I grandi costruttori, raggiunti da indagini implacabili, sono in galera oppure agli arresti domiciliari. Pochi giorni fa Otavio Marques, presidente della società di costruzioni Andrade Gutierrez è stato costretto a pagare una multa di 250milioni di euro dopo aver ammesso il pagamento di tangenti per ottenere l’assegnazione di tre megacontratti. Quelli relativi alla costruzione di tre stadi di calcio, utilizzati nei Campionati del mondo di calcio, ferrovie e raffinerie. In carcere è finito anche Marcelo Odebrecht, proprietario della maggiore impresa di costruzioni del Paese.
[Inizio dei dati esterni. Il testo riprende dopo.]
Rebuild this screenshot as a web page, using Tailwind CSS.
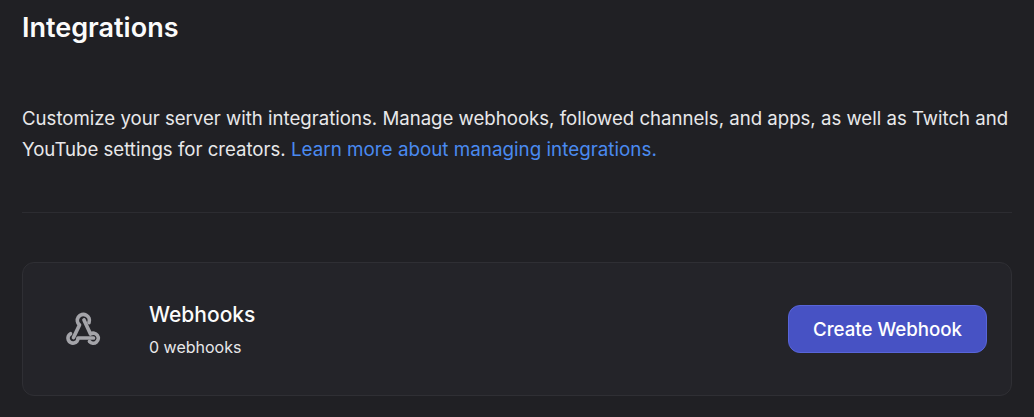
<!DOCTYPE html>
<html lang="en">
<head>
    <meta charset="UTF-8">
    <title>Integrations</title>
    <script src="https://cdn.jsdelivr.net/npm/@tailwindcss/browser@4"></script>
</head>
<body class="bg-[#202024] text-white font-['Inter',sans-serif] overflow-hidden">
    <div class="w-[1034px] h-[417px] pl-[22px] pr-[22px]">
        <h1 class="h-[55px] pt-[11px] text-[27px] leading-[34px] font-semibold text-[#fbfbfb]">Integrations</h1>

        <p class="mt-[48px] text-[18.63px] leading-[31px] text-[#e8e8ea]">
            Customize your server with integrations. Manage webhooks, followed channels, and apps, as well as Twitch and YouTube settings for creators.
            <a class="text-[18.82px] text-[#4a8af0]" href="#">Learn more about managing integrations.</a>
        </p>

        <div class="mt-[47px] h-px bg-[#2c2c31]"></div>

        <div class="mt-[49px] h-[134px] flex items-center rounded-[12px] border border-[#2f2f34] bg-[#242429] pl-[44px] pr-[24px]">
            <svg class="w-[34px] h-[34px] overflow-visible text-[#a4a4a9]" viewBox="0 0 34 34" fill="none" stroke="currentColor" stroke-width="3.7" stroke-linecap="round" stroke-linejoin="round">
                <path d="M22 10.5A6 6 0 1 0 12.5 13L6.5 25.5"/>
                <path d="M22.5 29.5A5 5 0 1 0 23.5 22L17 8"/>
                <path d="M3.5 21.8A5 5 0 1 0 11 26H26.5"/>
            </svg>
            <div class="ml-[48px] flex-1">
                <div class="text-[21px] leading-[28px] font-medium text-[#fbfbfb]">Webhooks</div>
                <div class="mt-[7px] text-[16px] leading-[22px] text-[#e8e8ea]">0 webhooks</div>
            </div>
            <button class="w-[199px] h-[48px] pt-[2px] rounded-[12px] border border-[#5865d8] bg-[#4752c4] text-[18.7px] font-medium text-white">Create Webhook</button>
        </div>
    </div>
</body>
</html>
Accuse gravissime anche per il multimiliardario Eike Batista, titolare della holding Ebx, un colosso con interessi nell’energia, nella logistica, nell’industria mineraria.
Cosa resta della Stella del Sud?
Pochi anni fa, nel 2007, la prestigiosa rivista di geopolitica Limes, pubblicava un numero speciale sul Brasile, definito la “Stella del Sud”. Un numero monografico in cui venivano archiviati gli stereotipi che hanno frenato lo sviluppo del Paese negli ultimi 100 anni. I cliché dell’Eden naturale e dell’indigeno diabolico parevano smantellati così come quello delle cinque S, (sun, samba, sands, soccer, sex), cinque primati assegnati dagli inglesi secondo una logica spocchiosa e tardocoloniale.
È difficile di questi tempi esprimere ottimismo per un Paese in cui si accavallano crisi economica, politica, sociale e istituzionale. Eppure l’emersione di questo sistema di tangenti e l’efficienza di un sistema giudiziario capace di condannare i colpevoli non è un elemento da trascurare. A cui se ne aggiungono altri due: quello demografico, l’età media dei brasiliani è molto bassa, una popolazione giovane e sempre più istruita, e quello geografico, un Paese immenso con una grande quantità di risorse. Il Brasile, scrive un sociologo brasiliano, è condannato al successo.